# Given request
Quote the listing below in full and exactly as written, but omit every picture.

# Source data
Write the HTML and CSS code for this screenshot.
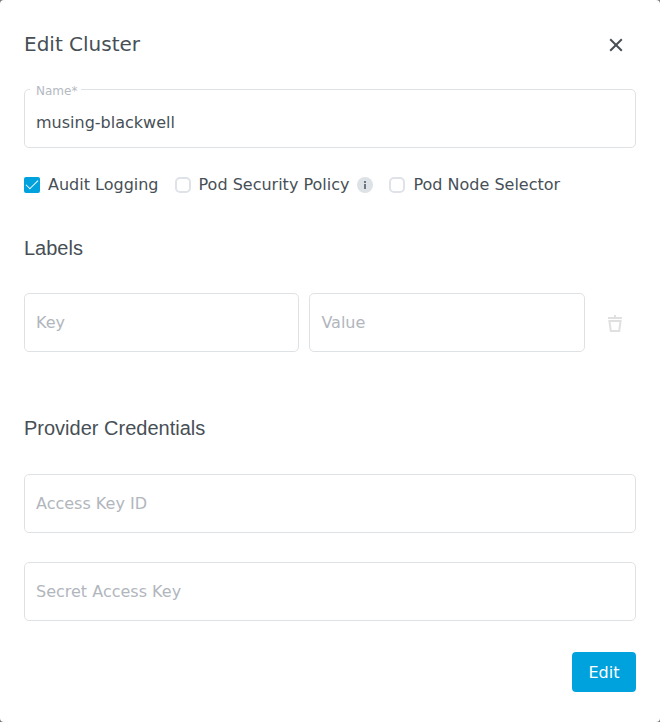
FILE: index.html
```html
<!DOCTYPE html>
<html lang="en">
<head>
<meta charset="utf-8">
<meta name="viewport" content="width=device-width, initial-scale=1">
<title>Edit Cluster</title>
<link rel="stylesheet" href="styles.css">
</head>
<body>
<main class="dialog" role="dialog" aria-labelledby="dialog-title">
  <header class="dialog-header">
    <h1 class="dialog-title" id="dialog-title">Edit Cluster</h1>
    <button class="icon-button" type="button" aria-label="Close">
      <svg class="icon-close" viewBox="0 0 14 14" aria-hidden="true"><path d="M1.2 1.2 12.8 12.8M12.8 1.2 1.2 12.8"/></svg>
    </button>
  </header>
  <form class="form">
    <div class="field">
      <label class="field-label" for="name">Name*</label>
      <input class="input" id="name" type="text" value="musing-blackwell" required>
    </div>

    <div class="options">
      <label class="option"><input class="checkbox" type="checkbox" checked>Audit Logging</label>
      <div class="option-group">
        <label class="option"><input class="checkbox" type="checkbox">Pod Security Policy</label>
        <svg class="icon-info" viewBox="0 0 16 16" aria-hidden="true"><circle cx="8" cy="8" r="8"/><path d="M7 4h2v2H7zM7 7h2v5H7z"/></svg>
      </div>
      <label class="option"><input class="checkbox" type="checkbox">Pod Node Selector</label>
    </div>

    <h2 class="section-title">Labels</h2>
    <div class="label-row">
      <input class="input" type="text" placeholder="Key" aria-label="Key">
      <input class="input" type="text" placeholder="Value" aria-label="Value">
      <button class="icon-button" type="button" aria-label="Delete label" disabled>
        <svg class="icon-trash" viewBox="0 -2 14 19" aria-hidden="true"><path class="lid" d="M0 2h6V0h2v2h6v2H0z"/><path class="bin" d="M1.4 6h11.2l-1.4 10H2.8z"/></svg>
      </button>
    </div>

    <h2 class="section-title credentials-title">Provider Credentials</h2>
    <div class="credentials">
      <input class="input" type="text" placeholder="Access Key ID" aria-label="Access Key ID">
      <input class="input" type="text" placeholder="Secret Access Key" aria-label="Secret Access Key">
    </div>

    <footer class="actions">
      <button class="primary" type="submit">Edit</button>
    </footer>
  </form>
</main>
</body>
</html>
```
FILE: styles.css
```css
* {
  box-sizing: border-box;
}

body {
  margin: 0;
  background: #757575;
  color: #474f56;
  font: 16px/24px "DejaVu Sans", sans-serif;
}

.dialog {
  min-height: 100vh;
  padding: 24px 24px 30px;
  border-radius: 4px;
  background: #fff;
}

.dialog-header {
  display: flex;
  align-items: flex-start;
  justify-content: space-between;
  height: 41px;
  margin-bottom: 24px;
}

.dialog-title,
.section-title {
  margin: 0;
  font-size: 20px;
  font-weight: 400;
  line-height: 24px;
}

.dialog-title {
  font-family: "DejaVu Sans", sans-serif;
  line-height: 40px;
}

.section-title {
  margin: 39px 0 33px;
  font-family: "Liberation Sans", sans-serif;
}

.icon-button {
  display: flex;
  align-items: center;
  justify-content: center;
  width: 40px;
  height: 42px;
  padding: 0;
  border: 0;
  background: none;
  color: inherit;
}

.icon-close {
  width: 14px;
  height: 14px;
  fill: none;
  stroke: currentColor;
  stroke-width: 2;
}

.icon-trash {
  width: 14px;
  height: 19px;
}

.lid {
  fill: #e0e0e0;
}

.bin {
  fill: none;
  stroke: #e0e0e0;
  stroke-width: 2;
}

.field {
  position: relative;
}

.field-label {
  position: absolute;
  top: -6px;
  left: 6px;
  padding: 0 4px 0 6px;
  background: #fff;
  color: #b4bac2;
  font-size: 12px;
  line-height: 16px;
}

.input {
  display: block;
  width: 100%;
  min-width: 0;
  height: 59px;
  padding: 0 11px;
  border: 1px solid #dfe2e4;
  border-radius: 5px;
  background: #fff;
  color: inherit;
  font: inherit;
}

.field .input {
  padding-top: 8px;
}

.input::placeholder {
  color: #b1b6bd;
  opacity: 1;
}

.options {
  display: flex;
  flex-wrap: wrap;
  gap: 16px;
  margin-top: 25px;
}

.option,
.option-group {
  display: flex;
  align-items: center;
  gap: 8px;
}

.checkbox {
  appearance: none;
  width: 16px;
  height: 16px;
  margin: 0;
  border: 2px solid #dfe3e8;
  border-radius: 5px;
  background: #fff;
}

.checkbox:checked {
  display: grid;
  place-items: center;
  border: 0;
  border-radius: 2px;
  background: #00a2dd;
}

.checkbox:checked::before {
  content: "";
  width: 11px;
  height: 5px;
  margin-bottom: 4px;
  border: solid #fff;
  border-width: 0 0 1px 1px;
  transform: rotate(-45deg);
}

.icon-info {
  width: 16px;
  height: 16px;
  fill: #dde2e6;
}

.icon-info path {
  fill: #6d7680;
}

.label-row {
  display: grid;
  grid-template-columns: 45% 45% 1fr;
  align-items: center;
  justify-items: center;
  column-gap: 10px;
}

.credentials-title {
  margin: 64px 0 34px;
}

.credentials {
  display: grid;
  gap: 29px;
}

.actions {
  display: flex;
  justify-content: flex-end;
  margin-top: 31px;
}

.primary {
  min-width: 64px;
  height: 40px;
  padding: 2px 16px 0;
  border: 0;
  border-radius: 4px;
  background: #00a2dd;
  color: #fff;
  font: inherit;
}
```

# Written response
Write the HTML and CSS code for this screenshot.
FILE: index.html
```html
<!DOCTYPE html>
<html lang="en">
<head>
<meta charset="utf-8">
<meta name="viewport" content="width=device-width, initial-scale=1">
<title>Edit Cluster</title>
<link rel="stylesheet" href="styles.css">
</head>
<body>
<main class="dialog" role="dialog" aria-labelledby="dialog-title">
  <header class="dialog-header">
    <h1 class="dialog-title" id="dialog-title">Edit Cluster</h1>
    <button class="icon-button" type="button" aria-label="Close">
      <svg class="icon-close" viewBox="0 0 14 14" aria-hidden="true"><path d="M1.2 1.2 12.8 12.8M12.8 1.2 1.2 12.8"/></svg>
    </button>
  </header>
  <form class="form">
    <div class="field">
      <label class="field-label" for="name">Name*</label>
      <input class="input" id="name" type="text" value="musing-blackwell" required>
    </div>

    <div class="options">
      <label class="option"><input class="checkbox" type="checkbox" checked>Audit Logging</label>
      <div class="option-group">
        <label class="option"><input class="checkbox" type="checkbox">Pod Security Policy</label>
        <svg class="icon-info" viewBox="0 0 16 16" aria-hidden="true"><circle cx="8" cy="8" r="8"/><path d="M7 4h2v2H7zM7 7h2v5H7z"/></svg>
      </div>
      <label class="option"><input class="checkbox" type="checkbox">Pod Node Selector</label>
    </div>

    <h2 class="section-title">Labels</h2>
    <div class="label-row">
      <input class="input" type="text" placeholder="Key" aria-label="Key">
      <input class="input" type="text" placeholder="Value" aria-label="Value">
      <button class="icon-button" type="button" aria-label="Delete label" disabled>
        <svg class="icon-trash" viewBox="0 -2 14 19" aria-hidden="true"><path class="lid" d="M0 2h6V0h2v2h6v2H0z"/><path class="bin" d="M1.4 6h11.2l-1.4 10H2.8z"/></svg>
      </button>
    </div>

    <h2 class="section-title credentials-title">Provider Credentials</h2>
    <div class="credentials">
      <input class="input" type="text" placeholder="Access Key ID" aria-label="Access Key ID">
      <input class="input" type="text" placeholder="Secret Access Key" aria-label="Secret Access Key">
    </div>

    <footer class="actions">
      <button class="primary" type="submit">Edit</button>
    </footer>
  </form>
</main>
</body>
</html>
```
FILE: styles.css
```css
* {
  box-sizing: border-box;
}

body {
  margin: 0;
  background: #757575;
  color: #474f56;
  font: 16px/24px "DejaVu Sans", sans-serif;
}

.dialog {
  min-height: 100vh;
  padding: 24px 24px 30px;
  border-radius: 4px;
  background: #fff;
}

.dialog-header {
  display: flex;
  align-items: flex-start;
  justify-content: space-between;
  height: 41px;
  margin-bottom: 24px;
}

.dialog-title,
.section-title {
  margin: 0;
  font-size: 20px;
  font-weight: 400;
  line-height: 24px;
}

.dialog-title {
  font-family: "DejaVu Sans", sans-serif;
  line-height: 40px;
}

.section-title {
  margin: 39px 0 33px;
  font-family: "Liberation Sans", sans-serif;
}

.icon-button {
  display: flex;
  align-items: center;
  justify-content: center;
  width: 40px;
  height: 42px;
  padding: 0;
  border: 0;
  background: none;
  color: inherit;
}

.icon-close {
  width: 14px;
  height: 14px;
  fill: none;
  stroke: currentColor;
  stroke-width: 2;
}

.icon-trash {
  width: 14px;
  height: 19px;
}

.lid {
  fill: #e0e0e0;
}

.bin {
  fill: none;
  stroke: #e0e0e0;
  stroke-width: 2;
}

.field {
  position: relative;
}

.field-label {
  position: absolute;
  top: -6px;
  left: 6px;
  padding: 0 4px 0 6px;
  background: #fff;
  color: #b4bac2;
  font-size: 12px;
  line-height: 16px;
}

.input {
  display: block;
  width: 100%;
  min-width: 0;
  height: 59px;
  padding: 0 11px;
  border: 1px solid #dfe2e4;
  border-radius: 5px;
  background: #fff;
  color: inherit;
  font: inherit;
}

.field .input {
  padding-top: 8px;
}

.input::placeholder {
  color: #b1b6bd;
  opacity: 1;
}

.options {
  display: flex;
  flex-wrap: wrap;
  gap: 16px;
  margin-top: 25px;
}

.option,
.option-group {
  display: flex;
  align-items: center;
  gap: 8px;
}

.checkbox {
  appearance: none;
  width: 16px;
  height: 16px;
  margin: 0;
  border: 2px solid #dfe3e8;
  border-radius: 5px;
  background: #fff;
}

.checkbox:checked {
  display: grid;
  place-items: center;
  border: 0;
  border-radius: 2px;
  background: #00a2dd;
}

.checkbox:checked::before {
  content: "";
  width: 11px;
  height: 5px;
  margin-bottom: 4px;
  border: solid #fff;
  border-width: 0 0 1px 1px;
  transform: rotate(-45deg);
}

.icon-info {
  width: 16px;
  height: 16px;
  fill: #dde2e6;
}

.icon-info path {
  fill: #6d7680;
}

.label-row {
  display: grid;
  grid-template-columns: 45% 45% 1fr;
  align-items: center;
  justify-items: center;
  column-gap: 10px;
}

.credentials-title {
  margin: 64px 0 34px;
}

.credentials {
  display: grid;
  gap: 29px;
}

.actions {
  display: flex;
  justify-content: flex-end;
  margin-top: 31px;
}

.primary {
  min-width: 64px;
  height: 40px;
  padding: 2px 16px 0;
  border: 0;
  border-radius: 4px;
  background: #00a2dd;
  color: #fff;
  font: inherit;
}
```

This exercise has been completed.